改正法では、営業秘密侵害犯罪の類型を大幅に拡大したという点に最も大きな意味があり、追加された犯罪類型の一部(営業秘密を指定された場所外に無断で流出させる行為、営業秘密の削除・返還要求に応じない行為等)は、民事上の侵害行為の類型にも含まれていないため、今回の改正により刑事責任の対象範囲が民事責任の対象よりも広く拡張され、営業秘密侵害に対する制裁の強化でもある。
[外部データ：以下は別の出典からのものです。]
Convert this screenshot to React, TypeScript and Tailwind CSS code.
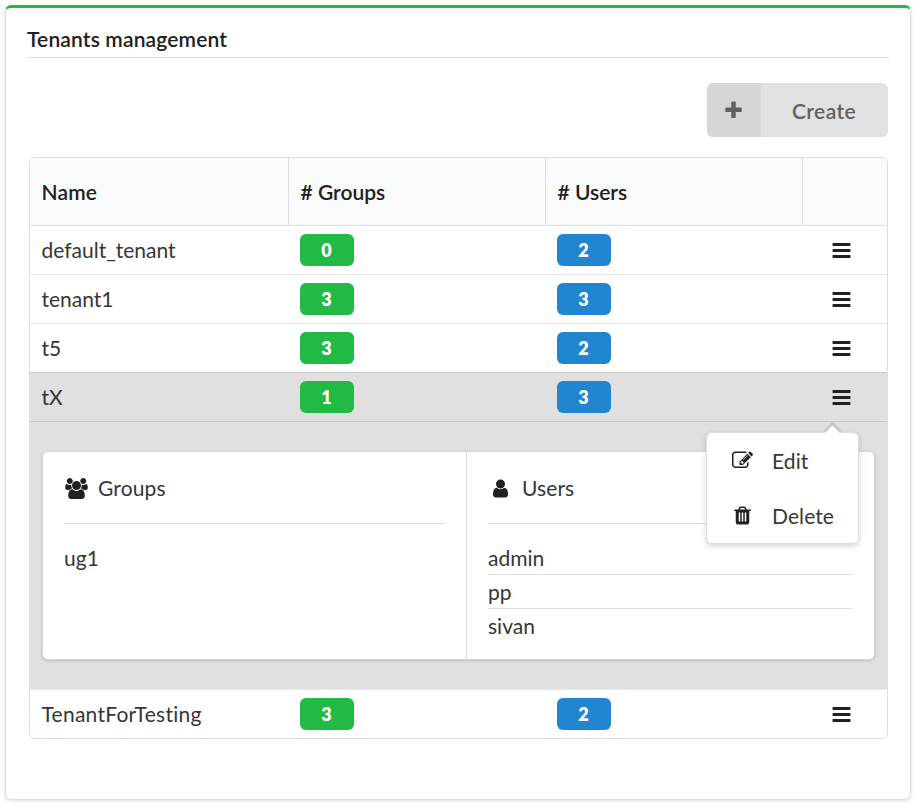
import type { ReactNode } from 'react';

const PATHS = {
  plus: 'M1600 736v192q0 40-28 68t-68 28h-416v416q0 40-28 68t-68 28h-192q-40 0-68-28t-28-68v-416h-416q-40 0-68-28t-28-68v-192q0-40 28-68t68-28h416v-416q0-40 28-68t68-28h192q40 0 68 28t28 68v416h416q40 0 68 28t28 68z',
  bars: 'M1664 1344v128q0 26-19 45t-45 19h-1408q-26 0-45-19t-19-45v-128q0-26 19-45t45-19h1408q26 0 45 19t19 45zm0-512v128q0 26-19 45t-45 19h-1408q-26 0-45-19t-19-45v-128q0-26 19-45t45-19h1408q26 0 45 19t19 45zm0-512v128q0 26-19 45t-45 19h-1408q-26 0-45-19t-19-45v-128q0-26 19-45t45-19h1408q26 0 45 19t19 45z',
  user: 'M1536 1399q0 109-62.5 187t-150.5 78h-854q-88 0-150.5-78t-62.5-187q0-85 8.5-160.5t31.5-152 58.5-131 94-89 134.5-34.5q131 128 313 128t313-128q76 0 134.5 34.5t94 89 58.5 131 31.5 152 8.5 160.5zm-256-887q0 159-112.5 271.5t-271.5 112.5-271.5-112.5-112.5-271.5 112.5-271.5 271.5-112.5 271.5 112.5 112.5 271.5z',
  users: 'M529 896q-162 5-265 128h-134q-82 0-138-40.5t-56-118.5q0-353 124-353 6 0 43.5 21t97.5 42.5 119 21.5q67 0 133-23-5 37-5 66 0 139 81 256zm1071 637q0 120-73 189.5t-194 69.5h-874q-121 0-194-69.5t-73-189.5q0-53 3.5-103.5t14-109 26.5-108.5 43-97.5 62-81 85.5-53.5 111.5-20q10 0 43 21.5t73 48 107 48 135 21.5 135-21.5 107-48 73-48 43-21.5q61 0 111.5 20t85.5 53.5 62 81 43 97.5 26.5 108.5 14 109 3.5 103.5zm-1024-1277q0 106-75 181t-181 75-181-75-75-181 75-181 181-75 181 75 75 181zm704 384q0 159-112.5 271.5t-271.5 112.5-271.5-112.5-112.5-271.5 112.5-271.5 271.5-112.5 271.5 112.5 112.5 271.5zm576 225q0 78-56 118.5t-138 40.5h-134q-103-123-265-128 81-117 81-256 0-29-5-66 66 23 133 23 59 0 119-21.5t97.5-42.5 43.5-21q124 0 124 353zm-128-609q0 106-75 181t-181 75-181-75-75-181 75-181 181-75 181 75 75 181z',
  edit: 'M888 1184l116-116-152-152-116 116v56h96v96h56zm440-720q-16-16-33 1l-350 350q-17 17-1 33t33-1l350-350q17-17 1-33zm80 594v190q0 119-84.5 203.5t-203.5 84.5h-832q-119 0-203.5-84.5t-84.5-203.5v-832q0-119 84.5-203.5t203.5-84.5h832q63 0 117 25 15 7 18 23 3 17-9 29l-49 49q-14 14-32 8-23-6-45-6h-832q-66 0-113 47t-47 113v832q0 66 47 113t113 47h832q66 0 113-47t47-113v-126q0-13 9-22l64-64q15-15 35-7t20 29zm-96-738l288 288-672 672h-288v-288zm444 132l-92 92-288-288 92-92q28-28 68-28t68 28l152 152q28 28 28 68t-28 68z',
  trash: 'M704 1376v-704q0-14-9-23t-23-9h-64q-14 0-23 9t-9 23v704q0 14 9 23t23 9h64q14 0 23-9t9-23zm256 0v-704q0-14-9-23t-23-9h-64q-14 0-23 9t-9 23v704q0 14 9 23t23 9h64q14 0 23-9t9-23zm256 0v-704q0-14-9-23t-23-9h-64q-14 0-23 9t-9 23v704q0 14 9 23t23 9h64q14 0 23-9t9-23zm-544-992h448l-48-117q-7-9-17-11h-317q-10 2-17 11zm928 32v64q0 14-9 23t-23 9h-96v948q0 83-47 143.5t-113 60.5h-832q-66 0-113-58.5t-47-141.5v-952h-96q-14 0-23-9t-9-23v-64q0-14 9-23t23-9h309l70-167q15-37 54-63t79-26h320q40 0 79 26t54 63l70 167h309q14 0 23 9t9 23z',
};

function Icon({ name, className = '' }: { name: keyof typeof PATHS; className?: string }) {
  return (
    <svg viewBox="0 0 1792 1792" className={`size-[21px] shrink-0 overflow-visible fill-current ${className}`}>
      <path d={PATHS[name]} />
    </svg>
  );
}

function Badge({ color, children }: { color: string; children: ReactNode }) {
  return (
    <span className={`flex h-8 w-[54px] items-center justify-center rounded-md pr-px text-lg leading-none font-extrabold text-white ${color}`}>
      {children}
    </span>
  );
}

type Tenant = { name: string; groups: number; users: number };

const COLS = 'grid grid-cols-[258px_257px_257px_85px]';

function Row({ tenant, className, children }: { tenant: Tenant; className: string; children?: ReactNode }) {
  return (
    <div className={`${COLS} items-center ${className}`}>
      <div className="pl-[11.5px] text-[#363636]">{tenant.name}</div>
      <div className="pl-3">
        <Badge color="bg-[#21ba45]">{tenant.groups}</Badge>
      </div>
      <div className="pl-3">
        <Badge color="bg-[#2185d0]">{tenant.users}</Badge>
      </div>
      <div className="relative pl-[29px]">
        <Icon name="bars" />
        {children}
      </div>
    </div>
  );
}

function ActionsMenu() {
  return (
    <div className="absolute top-[45px] -left-24 z-10 h-[112px] w-[153px] rounded-md border border-[#dededf] bg-white shadow-[0_2px_4px_rgba(34,36,38,0.12),0_2px_8px_rgba(34,36,38,0.08)]">
      <div className="absolute -top-[9px] left-[119px] size-[13px] rotate-45 border-t-[3px] border-l-[3px] border-[#c6c6c6] bg-white" />
      <div className="flex h-[55px] items-center pl-[25px]">
        <Icon name="edit" />
        <span className="pt-0.5 pl-[19px] tracking-[0.1px] text-[#363636]">Edit</span>
      </div>
      <div className="flex h-[55px] items-center pl-[25px]">
        <Icon name="trash" />
        <span className="pt-0.5 pl-[19px] tracking-[0.1px] text-[#363636]">Delete</span>
      </div>
    </div>
  );
}

const before: Tenant[] = [
  { name: 'default_tenant', groups: 0, users: 2 },
  { name: 'tenant1', groups: 3, users: 3 },
  { name: 't5', groups: 3, users: 2 },
];

export default function App() {
  return (
    <div className="h-[806px] w-[918px] bg-white p-[5px] font-['Lato',sans-serif] text-[21px] leading-[30px] text-[#212121] [font-variant-ligatures:none]">
      <div className="h-[795px] w-[906px] rounded-md border border-t-3 border-[#dededf] border-t-[#21ba45] px-[21px] pt-4 shadow-[0_1px_3px_rgba(34,36,38,0.15)]">
        <h1 className="h-[34px] border-b border-[#dededf] font-semibold tracking-[0.15px]">Tenants management</h1>

        <div className="mt-[25px] mr-px flex justify-end">
          <button className="flex h-[54px] w-[181px] overflow-hidden rounded-md bg-[#e0e1e2] font-semibold text-[#606060]">
            <span className="flex h-full w-[54px] items-center justify-center bg-[#d6d6d6]">
              <Icon name="plus" className="-ml-px" />
            </span>
            <span className="flex h-full flex-1 items-center justify-center pt-0.5 pr-px tracking-[0.4px]">Create</span>
          </button>
        </div>

        <div className="mt-5 ml-0.5 h-[582px] w-[859px] rounded-md border border-[#dededf]">
          <div className={`${COLS} h-[68px] rounded-t-[5px] border-b border-[#dededf] bg-[#f9fafb] font-semibold`}>
            <div className="flex items-center pl-[11.5px] tracking-[0.15px]">Name</div>
            <div className="flex items-center border-l border-[#dededf] pl-[11.5px]"># Groups</div>
            <div className="flex items-center border-l border-[#dededf] pl-[11.5px]"># Users</div>
            <div className="border-l border-[#dededf]" />
          </div>
          {before.map((t, i) => (
            <Row
              key={t.name}
              tenant={t}
              className={i === 2 ? 'h-[49px] border-b border-[#c8c8c8]' : 'h-[49px] border-b border-[#e8e8e9]'}
            />
          ))}
          <Row tenant={{ name: 'tX', groups: 1, users: 3 }} className="h-[49px] border-b border-[#c8c8c8] bg-[#e0e0e0]">
            <ActionsMenu />
          </Row>

          <div className="h-[267px] bg-[#e0e0e0] px-3 pt-[29px] text-[#363636]">
            <div className="grid h-[209px] grid-cols-[423px_1fr] rounded-md border border-[#d6d6d6] bg-white shadow-[0_1px_3px_rgba(34,36,38,0.18)]">
              <div className="px-[21px] pt-[21px]">
                <div className="flex h-[51px] border-b border-[#dededf]">
                  <Icon name="users" className="mt-[5px] ml-[2px] text-[#212121]" />
                  <span className="pl-[11px] tracking-[0.15px]">Groups</span>
                </div>
                <div className="mt-[19px]">ug1</div>
              </div>
              <div className="border-l border-[#dededf] px-[21px] pt-[21px]">
                <div className="flex h-[51px] border-b border-[#dededf]">
                  <Icon name="user" className="mt-[5px] ml-[1.5px] text-[#212121]" />
                  <span className="pl-[11.5px] tracking-[0.1px]">Users</span>
                </div>
                <div className="mt-[19px] h-8 border-b border-[#dededf]">admin</div>
                <div className="h-[34px] border-b border-[#dededf] pt-0.5">pp</div>
                <div className="pt-0.5">sivan</div>
              </div>
            </div>
          </div>
          <Row
            tenant={{ name: 'TenantForTesting', groups: 3, users: 2 }}
            className="h-[49px] border-t border-[#e8e8e9] tracking-[0.25px]"
          />
        </div>
      </div>
    </div>
  );
}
また、処罰の範囲の拡張より、営業秘密侵害事件が法的紛争事件として増加するだけでなく、営業秘密流出時の実務的な対応とその紛争の形態にも変化をもたらすことが予測される。例えば、営業秘密侵害の相手方に警告状を発送したが、相手方が応じなければ、別途刑事措置を取ることができる。また故意侵害の根拠として相手方が警告状に応じなかったことを提示することで懲罰的損害賠償を請求することも可能になるなど、これまでとは異なる紛争状況につながる可能性がある。